I asked people how we could write code to count the number of occurrences of various words in the file. We'd want to split each line using whitespace, which you can get by calling the string split method, as in:

        irb(main):004:0> lst[100].split
        => ["Hor.", "Well,", "sit", "we", "down,"]

To store the counts for each word, we need some kind of data structure. In Java we'd use a Map to associate words with counts. We can do that in Ruby with a hashtable:

        irb(main):005:0> count = Hash.new
        => {}

As we saw in an earlier lecture, we can use the square bracket notation to refer to the elements of the table. For example, to increment the count for the word "hamlet", we're going to want to execute a statement like this:

        count["hamlet"] += 1

Unfortunately, when we tried this out, it generated an error:

        irb(main):006:0> count["hamlet"] += 1
        NoMethodError: undefined method `+' for nil:NilClass
                from (irb):6
                from :0

That's because there is no entry in the table for "hamlet". But Ruby allows us to specify a default value for table entries that gets around this:

        irb(main):007:0> count = Hash.new 0
        => {}
        irb(main):008:0> count["hamlet"] += 1
        => 1
        irb(main):009:0> count
        => {"hamlet"=>1}

Using this approach, it was very easy to count the occurrences of the various words in the lst array:

        irb(main):007:0> count = Hash.new 0
        => {}
        irb(main):010:0> for line in lst do
        irb(main):011:1*     for word in line.split do
        irb(main):012:2*       count[word.downcase] += 1
        irb(main):013:2>     end
        irb(main):014:1>   end

After doing this, we could ask for the number of words in the file and the count for individual words like "hamlet":

        irb(main):022:0> count.length
        => 7234
        irb(main):023:0> count["hamlet"]
        => 28

The File object can be used with a foreach loop, so we could have written this same code without setting up the array called lst:

        irb(main):024:0> count = Hash.new 0
        => {}
        irb(main):025:0> for line in File.open("hamlet.txt") do
        irb(main):026:1*     for word in line.split do
        irb(main):027:2*       count[word.downcase] += 1
        irb(main):028:2>     end
        irb(main):029:1>   end
        => #<File:hamlet.txt>
        irb(main):030:0> count.length
        => 7234
        irb(main):031:0> count["hamlet"]
        => 28

The key point here is that it is possible to write just a few lines of Ruby code to express a fairly complex operation to be performed. We'd expect no less from a popular scripting language.
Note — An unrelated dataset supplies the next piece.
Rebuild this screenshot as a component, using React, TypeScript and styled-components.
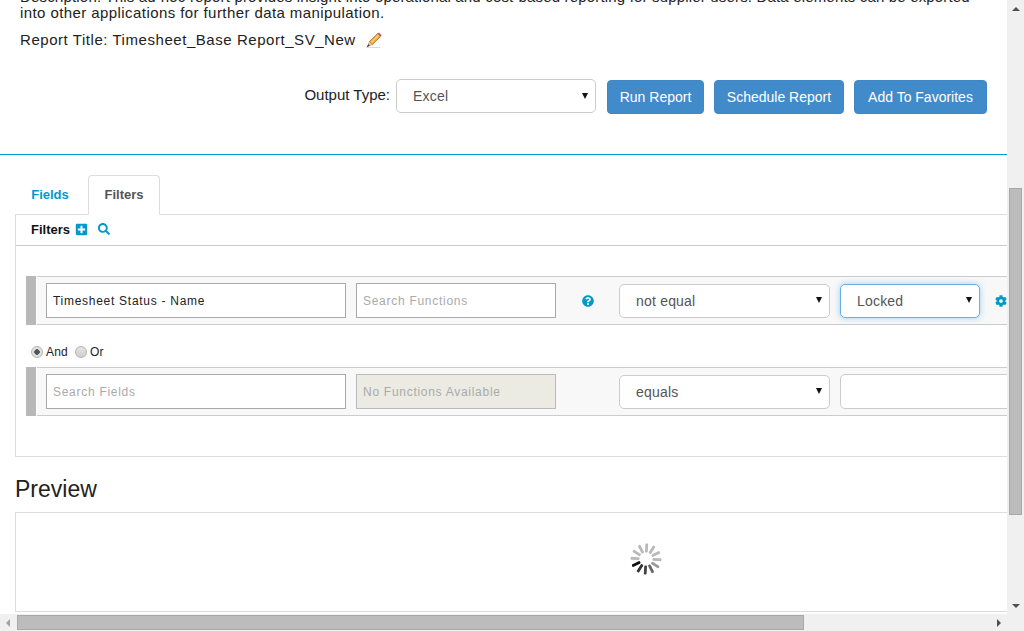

I then spent a few minutes showing people the Bagels and Jotto programs that are included in homework 9.

I then discussed the idea of writing an iterator for the binary tree class. How would we implement a binary tree inorder iterator for a Java binary tree? There were several suggestions. One idea was to do the complete traversal in advance and store the result in some kind of data structure like an ArrayList and then we could iterate over the ArrayList. Another suggestion was to keep a stack and to simulate the call stack ourselves. That could work as well, although that is also rather tricky.

What Sun does is to keep track of parent links in the tree and then you move around in the tree from node to node. That works, but it requires keeping extra parent links and the code to move from node to node is a bit tricky. Here is a bit of source code from TreeMap.java that has the code that moves from one node to the next using an inorder traversal:

        private Entry<K,V> successor(Entry<K,V> t) {
            if (t == null)
                return null;
            else if (t.right != null) {
                Entry<K,V> p = t.right;
                while (p.left != null)
                    p = p.left;
                return p;
            } else {
                Entry<K,V> p = t.parent;
                Entry<K,V> ch = t;
                while (p != null && ch == p.right) {
                    ch = p;
                    p = p.parent;
                }
                return p;
            }
        }

All of these solutions work, but none of them is simple and efficient. Ruby gives us a solution that is simple and efficient. At that point we ran out of time, so I said that we'd complete it in the next lecture.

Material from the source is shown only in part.